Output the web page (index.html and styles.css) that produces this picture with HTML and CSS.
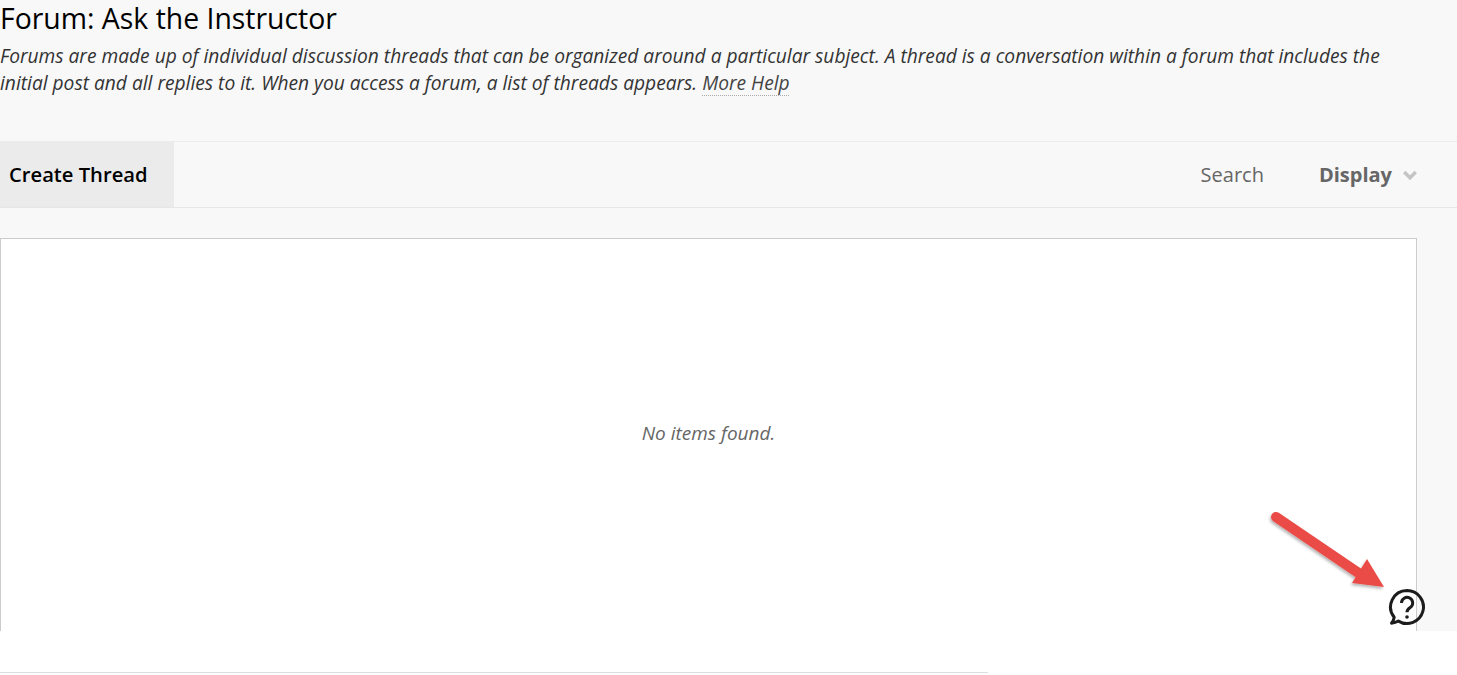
FILE: index.html
```html
<!DOCTYPE html>
<html lang="en">
<head>
    <meta charset="UTF-8">
    <title>Forum: Ask the Instructor</title>
    <link rel="stylesheet" href="styles.css">
</head>
<body>
    <div class="page">
        <div class="page-header">
            <h1>Forum: Ask the Instructor</h1>
            <p class="instructions">Forums are made up of individual discussion threads that can be organized around a particular subject. A thread is a conversation within a forum that includes the initial post and all replies to it. When you access a forum, a list of threads appears. <a href="#">More Help</a></p>
        </div>
        <div class="toolbar">
            <a class="create-btn" href="#">Create Thread</a>
            <div class="toolbar-right">
                <a class="search-link" href="#">Search</a>
                <a class="display-link" href="#">Display
                    <svg width="14" height="10" viewBox="0 0 14 10"><path d="M1.200 2L7 7.800 12.800 2" fill="none" stroke="#c4c4c4" stroke-width="3.400"/></svg>
                </a>
            </div>
        </div>
        <div class="list-box">
            <p class="empty">No items found.</p>
        </div>
    </div>
    <div class="footer-rule"></div>

    <svg class="arrow" width="130" height="90" viewBox="0 0 130 90">
        <defs>
            <filter id="arrow-shadow" x="-10%" y="-10%" width="120%" height="130%">
                <feDropShadow dx="-1" dy="2" stdDeviation="1.500" flood-color="#000" flood-opacity="0.3"/>
            </filter>
        </defs>
        <g filter="url(#arrow-shadow)" fill="#ea4c46">
            <path d="M8 9L92 66" stroke="#ea4c46" stroke-width="10" stroke-linecap="round"/>
            <path d="M99 51L116 79 84 75z"/>
        </g>
    </svg>

    <svg class="help-icon" width="38" height="38" viewBox="0 0 38 38">
        <path d="M19 2.500a16.500 16.500 0 1 1-8.600 30.600C8.500 34.300 6.500 35 3.500 35.200 5.300 33 6 31 6.200 29.300A16.500 16.500 0 0 1 19 2.500z" fill="none" stroke="#1c1c1c" stroke-width="3" stroke-linejoin="round"/>
        <path d="M13.500 15a5.600 5.600 0 1 1 8.700 4.600c-2 1.400-3.200 2.500-3.200 4.600" fill="none" stroke="#1c1c1c" stroke-width="3"/>
        <circle cx="19" cy="29" r="1.800" fill="#1c1c1c"/>
    </svg>
</body>
</html>
```

FILE: styles.css
```css
body {
    margin: 0;
    background-color: white;
    font-family: "Open Sans", Arial, sans-serif;
    color: #333;
    height: 675px;
    overflow: hidden;
    position: relative;
}

.page {
    background-color: #f8f8f8;
    height: 631px;
    overflow: hidden;
}

.page-header {
    height: 141px;
}

h1 {
    margin: 0;
    font-size: 28.4px;
    font-weight: 400;
    line-height: 37px;
    color: #000;
}

.instructions {
    margin: 5px 0 0;
    max-width: 1400px;
    font-size: 19.18px;
    font-style: italic;
    line-height: 27px;
    color: #333;
}

.instructions a {
    color: #444;
    text-decoration: underline dotted #aaa 1px;
    text-underline-offset: 5px;
}

.toolbar {
    display: flex;
    justify-content: space-between;
    align-items: stretch;
    height: 65px;
    border-top: 1px solid #ececec;
    border-bottom: 1px solid #e6e6e6;
}

.create-btn {
    display: flex;
    align-items: center;
    width: 165px;
    padding: 0 0 2px 9px;
    background-color: #ebebeb;
    color: #000;
    font-size: 20.2px;
    font-weight: 600;
    text-decoration: none;
}

.toolbar-right {
    display: flex;
    align-items: center;
    gap: 55px;
    padding-right: 40px;
    font-size: 20px;
}

.search-link {
    color: #666;
    text-decoration: none;
}

.display-link {
    display: flex;
    align-items: center;
    gap: 11px;
    color: #666;
    font-weight: 700;
    text-decoration: none;
}

.list-box {
    display: flex;
    align-items: center;
    justify-content: center;
    box-sizing: border-box;
    width: 1417px;
    height: 410px;
    padding-bottom: 20px;
    margin-top: 30px;
    background-color: white;
    border: 1px solid #ccc;
}

.empty {
    margin: 0;
    font-size: 19px;
    font-style: italic;
    color: #666;
}

.footer-rule {
    width: 988px;
    margin-top: 41px;
    border-top: 1px solid #ddd;
}

.arrow {
    position: absolute;
    left: 1268px;
    top: 508px;
}

.help-icon {
    position: absolute;
    left: 1388px;
    top: 588px;
}
```
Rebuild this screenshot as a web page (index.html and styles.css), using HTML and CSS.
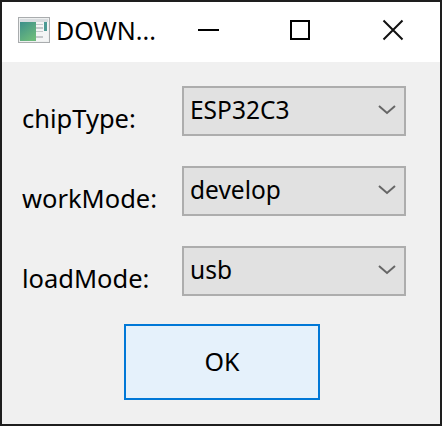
FILE: index.html
```html
<!DOCTYPE html>
<html lang="en">
<head>
    <meta charset="UTF-8">
    <title>DOWNLOAD</title>
    <link rel="stylesheet" href="styles.css">
</head>
<body>
    <div class="window">
        <div class="titlebar">
            <svg class="app-icon" width="32" height="26" viewBox="0 0 32 26">
                <defs>
                    <linearGradient id="panel" x1="0" y1="0" x2="0.6" y2="1">
                        <stop offset="0" stop-color="#3d8f8a"/>
                        <stop offset="1" stop-color="#6cba7c"/>
                    </linearGradient>
                </defs>
                <rect x="0.5" y="0.5" width="31" height="25" fill="#eef0f0" stroke="#a9acae"/>
                <rect x="2" y="2" width="28" height="3" fill="#d8dcdf"/>
                <rect x="2" y="5" width="16" height="19" fill="url(#panel)"/>
                <rect x="18" y="5" width="12" height="19" fill="#f4f5f5"/>
                <rect x="18" y="7" width="7" height="1" fill="#c4c8ca"/>
                <rect x="18" y="10" width="7" height="2" fill="#c4c8ca"/>
                <rect x="18" y="14" width="7" height="1" fill="#c4c8ca"/>
                <rect x="18" y="19" width="7" height="2" fill="#c4c8ca"/>
                <rect x="26" y="5" width="3" height="9" fill="#4c9a94"/>
            </svg>
            <span class="title">DOWN...</span>
            <div class="controls">
                <button class="ctl">
                    <svg width="22" height="22" viewBox="0 0 22 22"><path d="M0 11H21" stroke="#000" stroke-width="2"/></svg>
                </button>
                <button class="ctl">
                    <svg width="22" height="22" viewBox="0 0 22 22"><rect x="1" y="2" width="18" height="18" fill="none" stroke="#000" stroke-width="2"/></svg>
                </button>
                <button class="ctl">
                    <svg width="22" height="22" viewBox="0 0 22 22"><path d="M1.5 1.5L20.5 20.5M20.5 1.5L1.5 20.5" stroke="#111" stroke-width="2"/></svg>
                </button>
            </div>
        </div>

        <div class="content">
            <div class="form">
                <label class="field-label">chipType:</label>
                <div class="combo">
                    <span>ESP32C3</span>
                    <svg width="18" height="10" viewBox="0 0 18 10"><path d="M1 1L9 8L17 1" fill="none" stroke="#666" stroke-width="2"/></svg>
                </div>
                <label class="field-label">workMode:</label>
                <div class="combo">
                    <span>develop</span>
                    <svg width="18" height="10" viewBox="0 0 18 10"><path d="M1 1L9 8L17 1" fill="none" stroke="#666" stroke-width="2"/></svg>
                </div>
                <label class="field-label">loadMode:</label>
                <div class="combo">
                    <span>usb</span>
                    <svg width="18" height="10" viewBox="0 0 18 10"><path d="M1 1L9 8L17 1" fill="none" stroke="#666" stroke-width="2"/></svg>
                </div>
            </div>
            <button class="ok-btn">OK</button>
        </div>
    </div>
</body>
</html>
```

FILE: styles.css
```css
* {
    box-sizing: border-box;
}
body {
    margin: 0;
    font-family: 'Noto Sans', sans-serif;
    color: #000;
}
.window {
    width: 442px;
    height: 426px;
    border: 2px solid #1e1e1e;
    background-color: #f0f0f0;
    overflow: hidden;
}

/* Title bar */
.titlebar {
    display: flex;
    align-items: center;
    height: 60px;
    padding: 0 0 4px 16px;
    background-color: #fff;
}
.app-icon {
    margin-right: 6px;
}
.title {
    font-size: 25px;
}
.controls {
    display: flex;
    margin-left: auto;
    margin-right: 1px;
}
.ctl {
    display: flex;
    align-items: center;
    justify-content: center;
    width: 92px;
    height: 56px;
    padding: 0;
    border: none;
    background: none;
}

/* Form */
.content {
    padding: 24px 34px 0 20px;
}
.form {
    display: grid;
    grid-template-columns: 160px 224px;
    grid-auto-rows: 50px;
    row-gap: 30px;
}
.field-label {
    padding-top: 16px;
    font-size: 25.5px;
    line-height: 32px;
}
.combo {
    display: flex;
    align-items: center;
    justify-content: space-between;
    padding: 0 8px 3px 6px;
    border: 2px solid #adadad;
    background-color: #e1e1e1;
    font-size: 24.5px;
}
.ok-btn {
    display: block;
    width: 196px;
    height: 76px;
    margin: 28px 0 0 102px;
    padding: 0 0 2px;
    border: 2px solid #0078d7;
    background-color: #e5f1fb;
    font-family: inherit;
    font-size: 25px;
    color: #000;
}
```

(Task to carry out): Filter the listing above for the string "that" and copy every matching line.

(Solution):
Output the web page (index.html and styles.css) that produces this picture with HTML and CSS.
            <p class="instructions">Forums are made up of individual discussion threads that can be organized around a particular subject. A thread is a conversation within a forum that includes the initial post and all replies to it. When you access a forum, a list of threads appears. <a href="#">More Help</a></p>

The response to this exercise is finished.